*** Data ***

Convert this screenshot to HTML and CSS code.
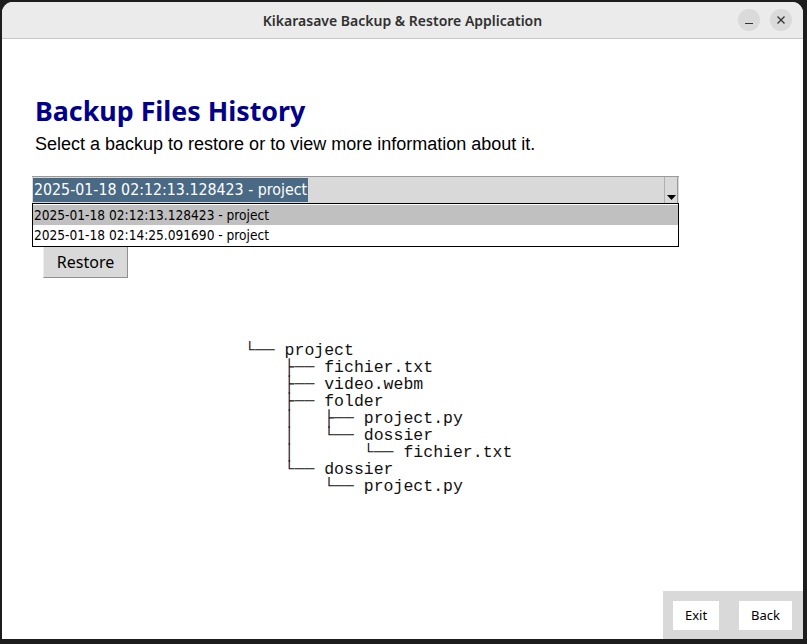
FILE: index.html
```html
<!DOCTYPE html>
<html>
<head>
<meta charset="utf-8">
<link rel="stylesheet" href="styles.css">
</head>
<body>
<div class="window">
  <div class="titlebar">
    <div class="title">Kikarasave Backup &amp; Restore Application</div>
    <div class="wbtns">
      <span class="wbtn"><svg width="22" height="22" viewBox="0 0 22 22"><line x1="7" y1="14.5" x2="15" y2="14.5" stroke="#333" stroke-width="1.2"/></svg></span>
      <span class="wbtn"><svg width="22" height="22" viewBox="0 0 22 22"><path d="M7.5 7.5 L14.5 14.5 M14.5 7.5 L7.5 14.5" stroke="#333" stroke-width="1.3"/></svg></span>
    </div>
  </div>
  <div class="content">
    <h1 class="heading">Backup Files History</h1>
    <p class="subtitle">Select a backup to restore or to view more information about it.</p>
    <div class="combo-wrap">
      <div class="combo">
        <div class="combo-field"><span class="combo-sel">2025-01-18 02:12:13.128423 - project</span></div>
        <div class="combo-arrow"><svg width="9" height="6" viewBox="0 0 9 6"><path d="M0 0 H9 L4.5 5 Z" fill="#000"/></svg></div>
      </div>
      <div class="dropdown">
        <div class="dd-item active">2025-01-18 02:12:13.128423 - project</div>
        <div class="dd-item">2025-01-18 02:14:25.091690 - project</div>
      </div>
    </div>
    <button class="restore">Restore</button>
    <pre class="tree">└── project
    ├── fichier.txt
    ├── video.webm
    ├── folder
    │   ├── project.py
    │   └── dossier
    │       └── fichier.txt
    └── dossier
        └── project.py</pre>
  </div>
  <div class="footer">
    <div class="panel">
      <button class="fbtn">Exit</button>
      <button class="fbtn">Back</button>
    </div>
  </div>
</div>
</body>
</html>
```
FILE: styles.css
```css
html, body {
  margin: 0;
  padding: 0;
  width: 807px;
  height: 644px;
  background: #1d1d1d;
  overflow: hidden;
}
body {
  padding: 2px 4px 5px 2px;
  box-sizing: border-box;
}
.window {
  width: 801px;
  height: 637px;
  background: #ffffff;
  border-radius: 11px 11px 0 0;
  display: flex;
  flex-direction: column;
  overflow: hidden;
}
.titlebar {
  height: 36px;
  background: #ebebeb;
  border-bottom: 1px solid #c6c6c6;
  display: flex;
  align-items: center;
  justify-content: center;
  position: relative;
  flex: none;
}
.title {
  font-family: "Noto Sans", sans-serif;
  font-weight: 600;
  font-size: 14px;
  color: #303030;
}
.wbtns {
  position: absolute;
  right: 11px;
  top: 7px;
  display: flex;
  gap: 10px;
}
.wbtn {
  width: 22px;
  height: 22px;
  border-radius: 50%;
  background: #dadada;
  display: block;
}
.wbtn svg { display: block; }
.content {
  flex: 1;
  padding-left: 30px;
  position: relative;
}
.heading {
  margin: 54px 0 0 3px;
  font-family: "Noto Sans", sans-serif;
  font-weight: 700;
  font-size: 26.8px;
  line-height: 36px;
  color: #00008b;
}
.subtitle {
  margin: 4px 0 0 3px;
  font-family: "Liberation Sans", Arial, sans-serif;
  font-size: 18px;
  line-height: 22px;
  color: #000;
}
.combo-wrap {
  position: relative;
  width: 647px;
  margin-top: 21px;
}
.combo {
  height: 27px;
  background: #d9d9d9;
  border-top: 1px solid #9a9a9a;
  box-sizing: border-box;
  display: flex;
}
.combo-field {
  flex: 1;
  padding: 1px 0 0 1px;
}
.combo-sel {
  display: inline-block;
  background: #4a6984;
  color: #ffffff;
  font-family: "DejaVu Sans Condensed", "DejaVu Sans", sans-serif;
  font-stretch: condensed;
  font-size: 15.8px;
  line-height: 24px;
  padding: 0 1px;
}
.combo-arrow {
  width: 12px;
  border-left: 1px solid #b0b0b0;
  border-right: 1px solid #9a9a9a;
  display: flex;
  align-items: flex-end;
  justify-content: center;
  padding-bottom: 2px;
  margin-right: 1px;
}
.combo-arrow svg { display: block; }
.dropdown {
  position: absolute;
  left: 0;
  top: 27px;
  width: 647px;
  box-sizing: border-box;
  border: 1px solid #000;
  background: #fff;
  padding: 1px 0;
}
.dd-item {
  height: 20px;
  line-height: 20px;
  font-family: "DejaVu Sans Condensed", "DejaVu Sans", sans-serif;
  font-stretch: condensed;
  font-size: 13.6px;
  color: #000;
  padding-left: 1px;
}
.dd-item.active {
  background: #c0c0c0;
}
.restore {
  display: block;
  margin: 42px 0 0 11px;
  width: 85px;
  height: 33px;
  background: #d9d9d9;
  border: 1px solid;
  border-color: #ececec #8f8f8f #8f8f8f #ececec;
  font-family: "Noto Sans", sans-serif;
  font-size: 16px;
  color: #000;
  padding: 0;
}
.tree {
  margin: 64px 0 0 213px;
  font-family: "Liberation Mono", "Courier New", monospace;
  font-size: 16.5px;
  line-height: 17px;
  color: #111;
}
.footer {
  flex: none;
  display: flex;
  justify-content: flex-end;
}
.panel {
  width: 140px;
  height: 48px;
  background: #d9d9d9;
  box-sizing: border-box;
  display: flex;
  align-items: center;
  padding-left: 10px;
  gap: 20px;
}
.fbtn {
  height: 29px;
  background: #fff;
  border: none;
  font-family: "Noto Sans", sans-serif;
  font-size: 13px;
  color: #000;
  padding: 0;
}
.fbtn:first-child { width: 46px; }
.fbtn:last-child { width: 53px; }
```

***

Objective – The listing above needs to be output again exactly. Don't include the pictures.

Problem solution –
Convert this screenshot to HTML and CSS code.
FILE: index.html
```html
<!DOCTYPE html>
<html>
<head>
<meta charset="utf-8">
<link rel="stylesheet" href="styles.css">
</head>
<body>
<div class="window">
  <div class="titlebar">
    <div class="title">Kikarasave Backup &amp; Restore Application</div>
    <div class="wbtns">
      <span class="wbtn"><svg width="22" height="22" viewBox="0 0 22 22"><line x1="7" y1="14.5" x2="15" y2="14.5" stroke="#333" stroke-width="1.2"/></svg></span>
      <span class="wbtn"><svg width="22" height="22" viewBox="0 0 22 22"><path d="M7.5 7.5 L14.5 14.5 M14.5 7.5 L7.5 14.5" stroke="#333" stroke-width="1.3"/></svg></span>
    </div>
  </div>
  <div class="content">
    <h1 class="heading">Backup Files History</h1>
    <p class="subtitle">Select a backup to restore or to view more information about it.</p>
    <div class="combo-wrap">
      <div class="combo">
        <div class="combo-field"><span class="combo-sel">2025-01-18 02:12:13.128423 - project</span></div>
        <div class="combo-arrow"><svg width="9" height="6" viewBox="0 0 9 6"><path d="M0 0 H9 L4.5 5 Z" fill="#000"/></svg></div>
      </div>
      <div class="dropdown">
        <div class="dd-item active">2025-01-18 02:12:13.128423 - project</div>
        <div class="dd-item">2025-01-18 02:14:25.091690 - project</div>
      </div>
    </div>
    <button class="restore">Restore</button>
    <pre class="tree">└── project
    ├── fichier.txt
    ├── video.webm
    ├── folder
    │   ├── project.py
    │   └── dossier
    │       └── fichier.txt
    └── dossier
        └── project.py</pre>
  </div>
  <div class="footer">
    <div class="panel">
      <button class="fbtn">Exit</button>
      <button class="fbtn">Back</button>
    </div>
  </div>
</div>
</body>
</html>
```
FILE: styles.css
```css
html, body {
  margin: 0;
  padding: 0;
  width: 807px;
  height: 644px;
  background: #1d1d1d;
  overflow: hidden;
}
body {
  padding: 2px 4px 5px 2px;
  box-sizing: border-box;
}
.window {
  width: 801px;
  height: 637px;
  background: #ffffff;
  border-radius: 11px 11px 0 0;
  display: flex;
  flex-direction: column;
  overflow: hidden;
}
.titlebar {
  height: 36px;
  background: #ebebeb;
  border-bottom: 1px solid #c6c6c6;
  display: flex;
  align-items: center;
  justify-content: center;
  position: relative;
  flex: none;
}
.title {
  font-family: "Noto Sans", sans-serif;
  font-weight: 600;
  font-size: 14px;
  color: #303030;
}
.wbtns {
  position: absolute;
  right: 11px;
  top: 7px;
  display: flex;
  gap: 10px;
}
.wbtn {
  width: 22px;
  height: 22px;
  border-radius: 50%;
  background: #dadada;
  display: block;
}
.wbtn svg { display: block; }
.content {
  flex: 1;
  padding-left: 30px;
  position: relative;
}
.heading {
  margin: 54px 0 0 3px;
  font-family: "Noto Sans", sans-serif;
  font-weight: 700;
  font-size: 26.8px;
  line-height: 36px;
  color: #00008b;
}
.subtitle {
  margin: 4px 0 0 3px;
  font-family: "Liberation Sans", Arial, sans-serif;
  font-size: 18px;
  line-height: 22px;
  color: #000;
}
.combo-wrap {
  position: relative;
  width: 647px;
  margin-top: 21px;
}
.combo {
  height: 27px;
  background: #d9d9d9;
  border-top: 1px solid #9a9a9a;
  box-sizing: border-box;
  display: flex;
}
.combo-field {
  flex: 1;
  padding: 1px 0 0 1px;
}
.combo-sel {
  display: inline-block;
  background: #4a6984;
  color: #ffffff;
  font-family: "DejaVu Sans Condensed", "DejaVu Sans", sans-serif;
  font-stretch: condensed;
  font-size: 15.8px;
  line-height: 24px;
  padding: 0 1px;
}
.combo-arrow {
  width: 12px;
  border-left: 1px solid #b0b0b0;
  border-right: 1px solid #9a9a9a;
  display: flex;
  align-items: flex-end;
  justify-content: center;
  padding-bottom: 2px;
  margin-right: 1px;
}
.combo-arrow svg { display: block; }
.dropdown {
  position: absolute;
  left: 0;
  top: 27px;
  width: 647px;
  box-sizing: border-box;
  border: 1px solid #000;
  background: #fff;
  padding: 1px 0;
}
.dd-item {
  height: 20px;
  line-height: 20px;
  font-family: "DejaVu Sans Condensed", "DejaVu Sans", sans-serif;
  font-stretch: condensed;
  font-size: 13.6px;
  color: #000;
  padding-left: 1px;
}
.dd-item.active {
  background: #c0c0c0;
}
.restore {
  display: block;
  margin: 42px 0 0 11px;
  width: 85px;
  height: 33px;
  background: #d9d9d9;
  border: 1px solid;
  border-color: #ececec #8f8f8f #8f8f8f #ececec;
  font-family: "Noto Sans", sans-serif;
  font-size: 16px;
  color: #000;
  padding: 0;
}
.tree {
  margin: 64px 0 0 213px;
  font-family: "Liberation Mono", "Courier New", monospace;
  font-size: 16.5px;
  line-height: 17px;
  color: #111;
}
.footer {
  flex: none;
  display: flex;
  justify-content: flex-end;
}
.panel {
  width: 140px;
  height: 48px;
  background: #d9d9d9;
  box-sizing: border-box;
  display: flex;
  align-items: center;
  padding-left: 10px;
  gap: 20px;
}
.fbtn {
  height: 29px;
  background: #fff;
  border: none;
  font-family: "Noto Sans", sans-serif;
  font-size: 13px;
  color: #000;
  padding: 0;
}
.fbtn:first-child { width: 46px; }
.fbtn:last-child { width: 53px; }
```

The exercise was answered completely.